# fish food idea



## cowis (Apr 21, 2010)

So on my trip i met a lovly cuple from the lander. They are commercal fishermen who own there boats and such. they told me i cuold come get as much fish eggs as i wanted and they will take me prawn fishing. naw prawn i can feed to my fish... can i feed fish eggs? hes says ther loaded with proteen and fat. i wuold quess they are some type of salmon eggs and hes said hes has like a 50 pound block of it... and more in the summer. as well all u fisher people may want them for bait let me know.


----------



## Mferko (Jun 8, 2010)

the eggs would likely be awesome fish food, lots of lipids


----------



## FatKid (Jun 25, 2010)

If you can find out which fish the eggs are from you may have a potential buyer. Let me know how much he wants per lb as well. Thanks.


----------



## christhefish (Nov 8, 2010)

i fed my fish salmon eggs before but they really pollute the water way too oily


----------



## cowis (Apr 21, 2010)

the fish eggs he said i cuolf have for free. they dont use them.


----------



## Mferko (Jun 8, 2010)

id like some fish eggs if you ever make it into vancouver


----------



## cowis (Apr 21, 2010)

i am sure i will. hes says he has over 50 pounds of eggs right now so.


----------



## Mferko (Jun 8, 2010)

awesome  i would love a chunk like the size of a softball or something like that, keep it in a tupperware in the freezer should last a while and i bet the cichlids + dwarf puffers will go nuts over them


----------



## cowis (Apr 21, 2010)

yeah i was thinking to beef of the thai silk. and a fewof my other guys.


----------



## Ursus sapien (Apr 21, 2010)

there's a reason trout stalk incoming salmon!
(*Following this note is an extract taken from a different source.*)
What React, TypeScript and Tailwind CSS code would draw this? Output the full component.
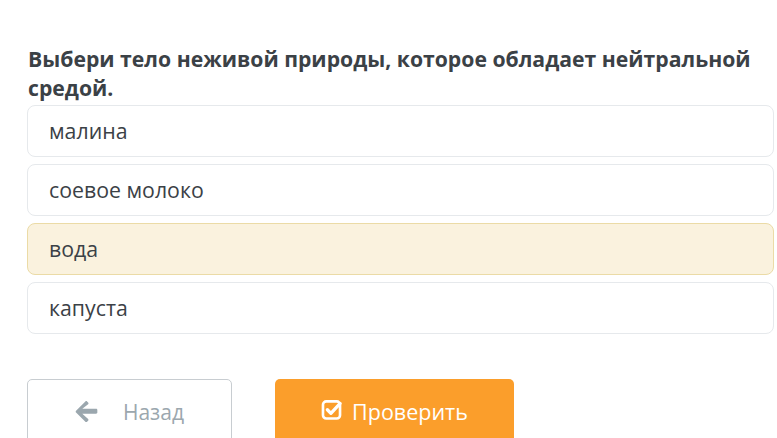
import React from 'react';

const options = ['малина', 'соевое молоко', 'вода', 'капуста'];
const selected = 2;

const ArrowLeft = () => (
  <svg width="23" height="21" viewBox="0 0 448 430" fill="currentColor">
    <path d="M257 417l-22 22c-10 10-25 10-34 0L10 249c-10-10-10-25 0-34L201 24c10-10 25-10 34 0l22 22c10 10 10 26 0 35L138 174h283c14 0 25 11 25 25v52c0 14-11 25-25 25H138l119 106c10 10 10 26 0 35z" transform="translate(0,-14)" />
  </svg>
);

const CheckSquare = () => (
  <svg width="22" height="22" viewBox="0 0 20 20" fill="none" stroke="currentColor">
    <rect x="1.8" y="2.2" width="15.5" height="15.5" rx="3" strokeWidth="2.4" />
    <path d="M5.8 9.8l3.2 3.2 8.4-9" strokeWidth="3" strokeLinecap="round" strokeLinejoin="round" />
  </svg>
);

export default function App() {
  return (
    <div className="w-[777px] h-[438px] overflow-hidden bg-white" style={{ fontFamily: '"Open Sans", sans-serif' }}>
      <div className="pl-[27px] pr-[3px] pt-[44px]">
        <h2 className="pl-px text-[21.2px] leading-[29px] font-bold text-[#3b4146]">
          Выбери тело неживой природы, которое обладает нейтральной средой.
        </h2>
        <div className="mt-[3px] flex flex-col gap-[7px]">
          {options.map((o, i) => (
            <div
              key={o}
              className={`h-[52px] flex items-center px-[21px] rounded-[8px] border text-[21.3px] text-[#3b4146] ${
                i === selected ? 'bg-[#faf2de] border-[#ebdba6]' : 'bg-white border-[#e6e9ec]'
              }`}
            >
              {o}
            </div>
          ))}
        </div>
        <div className="mt-[45px] flex gap-[43px]">
          <button className="w-[205px] h-[70px] rounded-t-[5px] border border-[#c8cdd1] bg-white flex items-start pt-[17px] justify-center gap-[25px] text-[21px] text-[#9ba7ae]">
            <span className="mt-[4px]"><ArrowLeft /></span>
            <span>Назад</span>
          </button>
          <button className="w-[239px] h-[70px] rounded-t-[5px] bg-[#fb9e2b] flex items-start pt-[17px] justify-center gap-[9px] text-[21.5px] text-white">
            <span className="mt-[3px]"><CheckSquare /></span>
            <span>Проверить</span>
          </button>
        </div>
      </div>
    </div>
  );
}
(we used to fry the malt and eggs as a snack... yum!)


----------



## BaoBeiZhu (Apr 24, 2010)

wow, i would prob take some too
dry them up and add it on my nigiri haha jk!

id take some for my fronts !
let me know price as well


----------



## Theratboy_101 (Apr 27, 2010)

Is it fresh or cured row? for fishing salmon row is cured in salt, borax, or sugar... it firms up the row so it will stay on the hook and helps bring out the oils to attract fish. I don't think that would be good to feed to your fish.


----------



## FatKid (Jun 25, 2010)

I was more wondering which type of egg they are for fishing purposes. I'm a little picky as to which eggs I use. ty


----------



## cowis (Apr 21, 2010)

hey ill try and email them tomorow. i think they are just frozen cose as iv said they dont use them for fishing. i am more stoked on prawn fishing with them. freash free fish food.


----------



## cowis (Apr 21, 2010)

hey so i got a shoping bag full of eggs. they are from a salmon of some sort. He said but i wasnt listing what i do rember him says was there were the lager eggs that most people use for fishing. he norm wuold sell them but he doesnt need them. he can also get me smaller one in the summer time.
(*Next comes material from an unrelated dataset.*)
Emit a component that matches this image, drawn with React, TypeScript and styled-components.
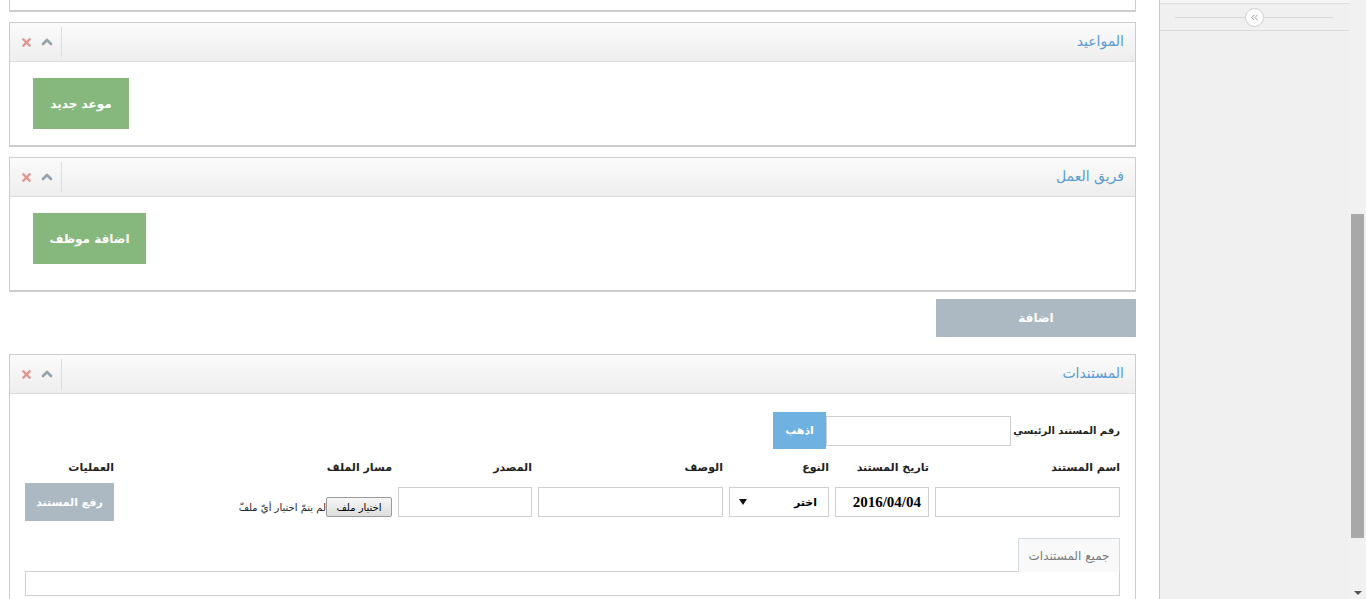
import React from "react";
import styled, { createGlobalStyle } from "styled-components";
import { X, ChevronUp, ChevronsLeft } from "lucide-react";

const GlobalStyle = createGlobalStyle`
  html, body {
    margin: 0;
    padding: 0;
    background: #fff;
    overflow: hidden;
  }
  body {
    font-family: "DejaVu Sans", "Liberation Sans", sans-serif;
    color: #222;
  }
  * { box-sizing: border-box; }
`;

const Page = styled.div`
  display: flex;
  width: 1366px;
  height: 599px;
  overflow: hidden;
`;

const Main = styled.main`
  width: 1159px;
  flex-shrink: 0;
  padding: 0 23px 0 9px;
  display: flex;
  flex-direction: column;
  direction: rtl;
  & > * {
    flex-shrink: 0;
  }
`;

const PanelStub = styled.div`
  height: 12px;
  border: 1px solid #cdcdcd;
  border-top: none;
  border-bottom-width: 2px;
`;

const Panel = styled.section<{ $top: number }>`
  margin-top: ${(p) => p.$top}px;
  border: 1px solid #cdcdcd;
  border-bottom-width: 2px;
  background: #fff;
`;

const PanelHeader = styled.header`
  height: 39px;
  display: flex;
  align-items: center;
  background: linear-gradient(to bottom, #fbfbfb, #eeeeee);
  border-bottom: 1px solid #dcdcdc;
`;

const PanelTitle = styled.h3`
  margin: 0 0 3px 0;
  padding-right: 11px;
  font-size: 14px;
  font-weight: normal;
  color: #5b9bd1;
`;

const Tools = styled.div`
  margin-right: auto;
  direction: ltr;
  display: flex;
  align-items: center;
  gap: 6px;
  height: 30px;
  width: 52px;
  padding-left: 10px;
  border-right: 1px solid #dcdcdc;
`;

const PanelBody = styled.div<{ $pb: number }>`
  display: flex;
  justify-content: flex-end;
  padding: 16px 23px ${(p) => p.$pb}px 23px;
`;

const GreenButton = styled.button<{ $w: number }>`
  width: ${(p) => p.$w}px;
  height: 51px;
  border: none;
  background: #86b87d;
  color: #fff;
  font-family: inherit;
  font-size: 12px;
  font-weight: bold;
`;

const AddBar = styled.button`
  align-self: flex-start;
  margin-top: 7px;
  width: 200px;
  height: 38px;
  border: none;
  background: #adb9c2;
  color: #fff;
  font-family: inherit;
  font-size: 12px;
  font-weight: bold;
`;

const DocsBody = styled.div`
  padding: 18px 15px 20px 15px;
`;

const MainRow = styled.div`
  display: flex;
  align-items: center;
`;

const RowLabel = styled.label`
  flex: 0 0 109px;
  min-width: 0;
  padding-left: 6px;
  font-size: 10px;
  font-weight: bold;
  white-space: nowrap;
`;

const TextBox = styled.div<{ $w?: number }>`
  width: ${(p) => (p.$w ? `${p.$w}px` : "100%")};
  flex-shrink: 0;
  height: 30px;
  border: 1px solid #cfcfcf;
  background: #fff;
`;

const GoButton = styled.button`
  width: 53px;
  height: 37px;
  border: none;
  background: #6fb1e0;
  color: #fff;
  font-family: inherit;
  font-size: 11px;
  font-weight: bold;
`;

const DocGrid = styled.div`
  margin-top: 10px;
  display: grid;
  grid-template-columns: 185px 94px 100px 185px 134px 1fr 89px;
  grid-template-rows: 16px 38px;
  column-gap: 6px;
  row-gap: 8px;
  align-items: center;
`;

const ColLabel = styled.div`
  font-size: 11px;
  font-weight: bold;
  white-space: nowrap;
`;

const DateBox = styled.div`
  height: 30px;
  border: 1px solid #cfcfcf;
  display: flex;
  align-items: center;
  padding-right: 7px;
  font-family: "Liberation Serif", serif;
  font-size: 15px;
  font-weight: bold;
  color: #000;
`;

const SelectBox = styled.div`
  height: 30px;
  border: 1px solid #cfcfcf;
  display: flex;
  align-items: center;
  justify-content: space-between;
  padding: 0 11px 0 9px;
  font-size: 11px;
  font-weight: bold;
  color: #000;
`;

const Caret = styled.span`
  width: 0;
  height: 0;
  border-left: 4px solid transparent;
  border-right: 4px solid transparent;
  border-top: 6px solid #111;
`;

const FileCell = styled.div`
  display: flex;
  align-items: center;
  padding-top: 10px;
  font-size: 10px;
  color: #222;
  white-space: nowrap;
`;

const FileButton = styled.span`
  height: 20px;
  width: 66px;
  display: inline-flex;
  align-items: center;
  justify-content: center;
  border: 1px solid #9a9a9a;
  border-radius: 2px;
  background: linear-gradient(to bottom, #f7f7f7, #dddddd);
  font-size: 10px;
  color: #000;
`;

const GrayButton = styled.button`
  width: 89px;
  height: 38px;
  border: none;
  background: #adb9c2;
  color: #fff;
  font-family: inherit;
  font-size: 11px;
  font-weight: bold;
`;

const TabRow = styled.div`
  margin-top: 17px;
  display: flex;
`;

const Tab = styled.div`
  width: 102px;
  height: 34px;
  margin-bottom: -1px;
  display: flex;
  align-items: center;
  justify-content: center;
  border: 1px solid #d3dbe1;
  border-bottom: none;
  background: #f9f9f9;
  color: #7a7a7a;
  font-size: 12px;
`;

const TabContent = styled.div`
  height: 25px;
  border: 1px solid #cfcfcf;
`;

const Sidebar = styled.aside`
  width: 190px;
  flex-shrink: 0;
  border-left: 1px solid #cacaca;
  background: #f0f0f0;
`;

const SideTop = styled.div`
  height: 4px;
  background: #f6f6f6;
  border-bottom: 1px solid #dcdcdc;
`;

const Toggler = styled.div`
  height: 27px;
  padding: 0 16px 0 15px;
  display: flex;
  align-items: center;
  border-bottom: 1px solid #dcdcdc;
`;

const TogglerLine = styled.span`
  flex: 1;
  height: 1px;
  background: #d8d8d8;
`;

const TogglerCircle = styled.span`
  width: 19px;
  height: 19px;
  border-radius: 50%;
  border: 1px solid #cfcfcf;
  background: #fff;
  display: flex;
  align-items: center;
  justify-content: center;
`;

const ScrollTrack = styled.div`
  width: 17px;
  flex-shrink: 0;
  background: #f1f1f1;
  display: flex;
  flex-direction: column;
  align-items: center;
`;

const ScrollThumb = styled.div`
  margin-top: 214px;
  width: 13px;
  height: 324px;
  background: #a8a8a8;
`;

const ScrollArrow = styled.span`
  margin-top: auto;
  margin-bottom: 4px;
  width: 0;
  height: 0;
  border-left: 4px solid transparent;
  border-right: 4px solid transparent;
  border-top: 4px solid #555;
`;

const PanelHead = ({ title }: { title: string }) => (
  <PanelHeader>
    <PanelTitle>{title}</PanelTitle>
    <Tools>
      <X size={13} strokeWidth={4.5} color="#e5948f" />
      <ChevronUp size={16} strokeWidth={4} color="#97a3ab" />
    </Tools>
  </PanelHeader>
);

const App = () => (
  <Page>
    <GlobalStyle />
    <Main>
      <PanelStub />

      <Panel $top={10}>
        <PanelHead title="المواعيد" />
        <PanelBody $pb={16}>
          <GreenButton $w={96}>موعد جديد</GreenButton>
        </PanelBody>
      </Panel>

      <Panel $top={10}>
        <PanelHead title="فريق العمل" />
        <PanelBody $pb={26}>
          <GreenButton $w={113}>اضافة موظف</GreenButton>
        </PanelBody>
      </Panel>

      <AddBar>اضافة</AddBar>

      <Panel $top={17}>
        <PanelHead title="المستندات" />
        <DocsBody>
          <MainRow>
            <RowLabel>رقم المستند الرئيسي</RowLabel>
            <TextBox $w={185} />
            <GoButton>اذهب</GoButton>
          </MainRow>

          <DocGrid>
            <ColLabel>اسم المستند</ColLabel>
            <ColLabel>تاريخ المستند</ColLabel>
            <ColLabel>النوع</ColLabel>
            <ColLabel>الوصف</ColLabel>
            <ColLabel>المصدر</ColLabel>
            <ColLabel>مسار الملف</ColLabel>
            <ColLabel>العمليات</ColLabel>

            <TextBox />
            <DateBox>2016/04/04</DateBox>
            <SelectBox>
              <span>اختر</span>
              <Caret />
            </SelectBox>
            <TextBox />
            <TextBox />
            <FileCell>
              <FileButton>اختيار ملف</FileButton>
              <span>لم يتمّ اختيار أيّ ملفّ</span>
            </FileCell>
            <GrayButton>رفع المستند</GrayButton>
          </DocGrid>

          <TabRow>
            <Tab>جميع المستندات</Tab>
          </TabRow>
          <TabContent />
        </DocsBody>
      </Panel>
    </Main>

    <Sidebar>
      <SideTop />
      <Toggler>
        <TogglerLine />
        <TogglerCircle>
          <ChevronsLeft size={11} strokeWidth={2} color="#8a8a8a" />
        </TogglerCircle>
        <TogglerLine />
      </Toggler>
    </Sidebar>

    <ScrollTrack>
      <ScrollThumb />
      <ScrollArrow />
    </ScrollTrack>
  </Page>
);

export default App;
so i have eggs who wants some?


----------



## cowis (Apr 21, 2010)

chum salmon are who the egss are from. they are from last year and are frozen. let me know who wants some and how much.


----------



## cowis (Apr 21, 2010)

here are some pics of the eggs.


----------



## cowis (Apr 21, 2010)

chum eggs who wants so chum eggs??


----------



## FatKid (Jun 25, 2010)

Are they all solid together and have ice on them like that? How much do you have? Just the one bag?


----------



## cowis (Apr 21, 2010)

hey yeah thats it righ there. i have the one bag but come run time ill have tons cose my freinds are commeral fishermen and they will be keeping a bunch of the eggs for me.


----------



## angryinsect (Apr 21, 2010)

christhefish said:


> i fed my fish salmon eggs before but they really pollute the water way too oily


x2, salmon eggs make one hell of a mess


----------